Catatan Redaksi
SAMIN-NEWS.COM BAGI siapa pun yang mempunyai kepedulian untuk menelisik dan mengungkap peradaban Pati tempo dulu, sebenarnya hal usang yang pada akhirnya akan bersinggungan dengan apa yang sudah ditetapkan oleh pemerintah kabupaten (pemkab) setempat. Apalagi jika tidak menyangkut, penetapan Hari Jadi Pati yang diperingati setiap 7 Agustus, karena sudah diklaim sebagai kebenaran sebuah sejarah.
Bicara kebenaran sejarah memang tidak bisa lepas dari sumber baik artepak, babad dan tutur tinular lantaran kita ini miskin akan data dan fakta untuk mencatat dan mengungkap Sejarah Pati secara hitam putih yang lebih komprehensif. Karena itu yang terjadi adalah pengulang-ulangan ungkapan tanpa ujung-pangkal.
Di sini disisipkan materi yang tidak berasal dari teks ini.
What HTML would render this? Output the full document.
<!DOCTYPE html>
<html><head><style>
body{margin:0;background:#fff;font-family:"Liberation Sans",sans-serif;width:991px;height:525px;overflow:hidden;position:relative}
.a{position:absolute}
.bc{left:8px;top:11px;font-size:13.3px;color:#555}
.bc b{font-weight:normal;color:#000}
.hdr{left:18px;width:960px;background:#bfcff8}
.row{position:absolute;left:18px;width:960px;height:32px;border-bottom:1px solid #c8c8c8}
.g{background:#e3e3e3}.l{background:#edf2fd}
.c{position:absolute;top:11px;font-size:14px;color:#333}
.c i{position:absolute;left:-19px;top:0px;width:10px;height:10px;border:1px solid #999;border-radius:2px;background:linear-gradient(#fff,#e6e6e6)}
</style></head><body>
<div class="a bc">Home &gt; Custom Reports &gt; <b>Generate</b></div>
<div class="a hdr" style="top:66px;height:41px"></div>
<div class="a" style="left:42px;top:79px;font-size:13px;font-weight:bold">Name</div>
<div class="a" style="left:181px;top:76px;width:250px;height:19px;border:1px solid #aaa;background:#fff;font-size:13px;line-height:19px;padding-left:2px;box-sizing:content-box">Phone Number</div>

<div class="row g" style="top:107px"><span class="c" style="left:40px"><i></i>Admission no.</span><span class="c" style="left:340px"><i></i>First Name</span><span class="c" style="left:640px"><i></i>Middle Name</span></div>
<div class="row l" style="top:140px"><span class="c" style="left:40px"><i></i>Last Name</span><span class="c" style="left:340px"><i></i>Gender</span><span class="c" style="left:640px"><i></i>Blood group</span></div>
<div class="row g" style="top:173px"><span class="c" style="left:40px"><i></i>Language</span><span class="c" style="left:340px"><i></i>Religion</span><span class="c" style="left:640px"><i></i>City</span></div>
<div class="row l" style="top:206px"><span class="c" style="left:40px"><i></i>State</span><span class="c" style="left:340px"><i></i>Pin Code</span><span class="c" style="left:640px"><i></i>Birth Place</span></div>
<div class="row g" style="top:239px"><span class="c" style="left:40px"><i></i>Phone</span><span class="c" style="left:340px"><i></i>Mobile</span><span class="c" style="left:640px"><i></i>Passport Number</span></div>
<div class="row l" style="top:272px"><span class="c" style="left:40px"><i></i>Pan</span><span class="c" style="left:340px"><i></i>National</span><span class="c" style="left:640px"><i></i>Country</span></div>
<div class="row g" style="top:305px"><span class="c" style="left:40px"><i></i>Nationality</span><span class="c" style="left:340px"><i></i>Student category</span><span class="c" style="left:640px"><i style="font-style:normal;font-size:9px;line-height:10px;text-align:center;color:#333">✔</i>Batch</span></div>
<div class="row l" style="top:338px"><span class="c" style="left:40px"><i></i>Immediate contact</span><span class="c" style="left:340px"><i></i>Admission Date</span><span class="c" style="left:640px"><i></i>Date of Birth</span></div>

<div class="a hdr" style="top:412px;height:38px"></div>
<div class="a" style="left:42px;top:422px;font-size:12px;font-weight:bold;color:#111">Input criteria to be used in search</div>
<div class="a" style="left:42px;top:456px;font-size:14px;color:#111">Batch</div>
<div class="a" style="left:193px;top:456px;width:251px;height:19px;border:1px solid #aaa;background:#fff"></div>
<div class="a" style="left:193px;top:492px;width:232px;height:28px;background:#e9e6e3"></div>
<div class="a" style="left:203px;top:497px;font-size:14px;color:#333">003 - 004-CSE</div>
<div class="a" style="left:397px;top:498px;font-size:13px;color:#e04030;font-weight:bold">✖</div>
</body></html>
Lebih memprihatinkan lagi, jika ungkapan tersebut justru saling menonjolkan egoistis tentang yang paling benar, apalagi jika hal itu sudah dianggap hal yang bisa diterima masyarakat. Tanpa disadari lambat-laun hal itu tak ubahnya sebagai racun yang semakin tidak jelas mencekoki generasi mendatang, karena sesuatu yang diklaim sebagai kebenaran sebuah sejarah peradaban.
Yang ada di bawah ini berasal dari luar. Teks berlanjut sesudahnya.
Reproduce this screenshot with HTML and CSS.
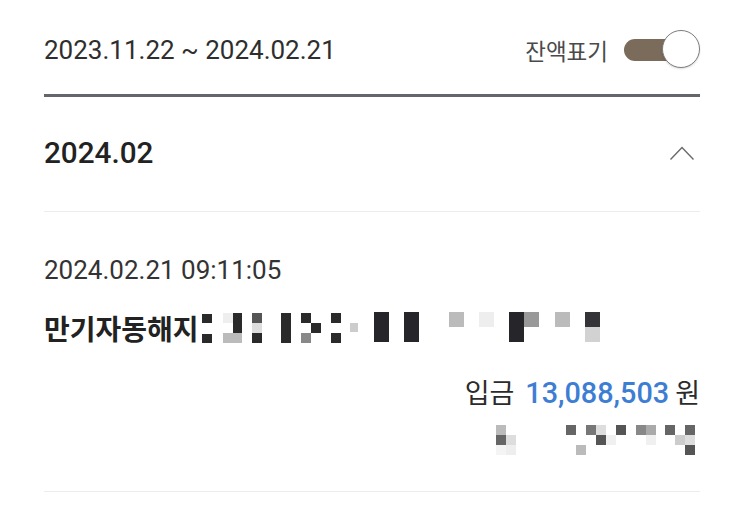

Salah satu contohnya tak lain penetapan Hari Jadi Pati yang sudah disahkan sejak awal oleh keputusan pemerintah setempat dan DPRD, sehingga apa yang tersaji ini hanyalah catatan usang atas pengulangan sesuatu yang juga tidak jelas ujung pangkalnya. Hanya, bicara tentang sejarah perabadan Pati, selamanya tak pernah bisa lepas dari Kemiri.
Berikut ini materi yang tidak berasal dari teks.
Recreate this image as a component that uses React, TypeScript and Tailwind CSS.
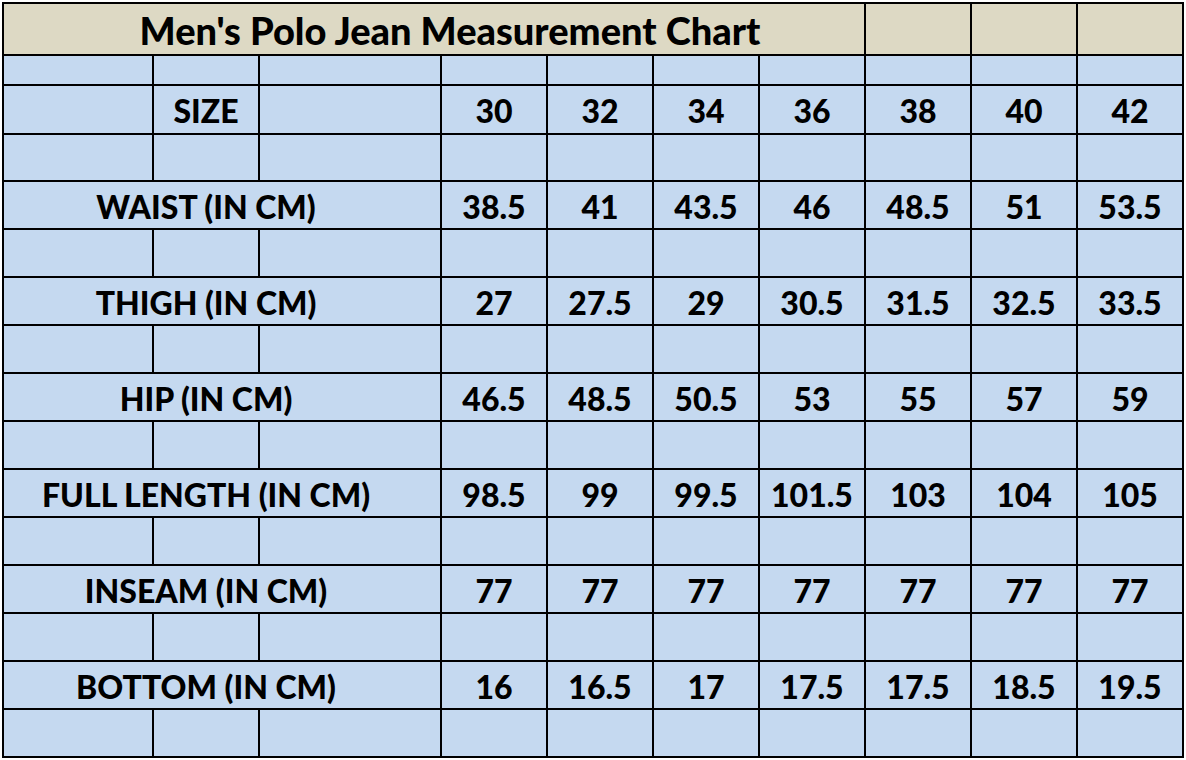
const SIZES = ['30', '32', '34', '36', '38', '40', '42'];

const ROWS: { label: string; values: string[] }[] = [
  { label: 'WAIST (IN CM)',       values: ['38.5', '41', '43.5', '46', '48.5', '51', '53.5'] },
  { label: 'THIGH (IN CM)',       values: ['27', '27.5', '29', '30.5', '31.5', '32.5', '33.5'] },
  { label: 'HIP (IN CM)',         values: ['46.5', '48.5', '50.5', '53', '55', '57', '59'] },
  { label: 'FULL LENGTH (IN CM)', values: ['98.5', '99', '99.5', '101.5', '103', '104', '105'] },
  { label: 'INSEAM (IN CM)',      values: ['77', '77', '77', '77', '77', '77', '77'] },
  { label: 'BOTTOM (IN CM)',      values: ['16', '16.5', '17', '17.5', '17.5', '18.5', '19.5'] },
];

const BLUE = 'bg-[#c5d9f0]';
const TEXT = 'text-[32px] font-black text-black';

function Blank() {
  return (
    <>
      {Array.from({ length: 10 }).map((_, i) => (
        <div key={i} className={BLUE} />
      ))}
    </>
  );
}

function Num({ v }: { v: string }) {
  return (
    <div className={`${BLUE} ${TEXT} flex items-center justify-center pt-[3px]`}>
      {v}
    </div>
  );
}

export default function App() {
  return (
    <div
      className="min-h-[760px] w-[1186px] bg-white p-[2px]"
      style={{ fontFamily: 'Lato, "Open Sans", sans-serif' }}
    >
      <div
        className="grid w-[1182px] gap-[2px] border-2 border-black bg-black leading-none"
        style={{
          gridTemplateColumns: '148px 104px 180px repeat(7, 104px)',
          gridTemplateRows: '50px 28px 47px 45px repeat(12, 46px)',
        }}
      >
        {/* title row */}
        <div className="col-span-7 flex items-center justify-center bg-[#ddd9c4] pl-[32px] pt-[2px] text-[38px] font-black text-black">
          Men's Polo Jean Measurement Chart
        </div>
        <div className="bg-[#ddd9c4]" />
        <div className="bg-[#ddd9c4]" />
        <div className="bg-[#ddd9c4]" />

        <Blank />

        {/* size row */}
        <div className={BLUE} />
        <div className={`${BLUE} ${TEXT} flex items-center justify-center pt-[3px]`}>SIZE</div>
        <div className={BLUE} />
        {SIZES.map((s) => (
          <Num key={s} v={s} />
        ))}

        <Blank />

        {ROWS.map((r) => (
          <div key={r.label} className="contents">
            <div className={`${BLUE} col-span-3 flex items-center pt-[3px]`}>
              <div className={`${TEXT} ml-[150px] flex w-[104px] justify-center whitespace-nowrap`}>
                {r.label}
              </div>
            </div>
            {r.values.map((v, i) => (
              <Num key={i} v={v} />
            ))}
            <Blank />
          </div>
        ))}
      </div>
    </div>
  );
}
Sebuah dukuh yang sekarang masuk dalam wilayah Desa Sarirejo, karena nama desa itu sendiri tidak pernah ada yang berupaya membuat catatan tentang asal-usulnya. Berbeda dengan Kemiri yang menurut cerita tutur adalah ketika Kembang Joyo yang disebut-sebut putra Sunan Muria hasil perkawinan dengan Roroyono, putri Ki Ageng Ngerang I.
Temat tinggalnya semasa itu, di Dukuh Bantengan dan kakaknya Sukmoyono itu sebagai penewu Mojosemu. Pascaperang antara Kadipaten Carangsoko dan Paranggaruda yang tengah berkonflik karena gagalnya perkawinan antara putri Crangsoko, Rayungwulan dengan Josari, putra Adipati Paranggarudo.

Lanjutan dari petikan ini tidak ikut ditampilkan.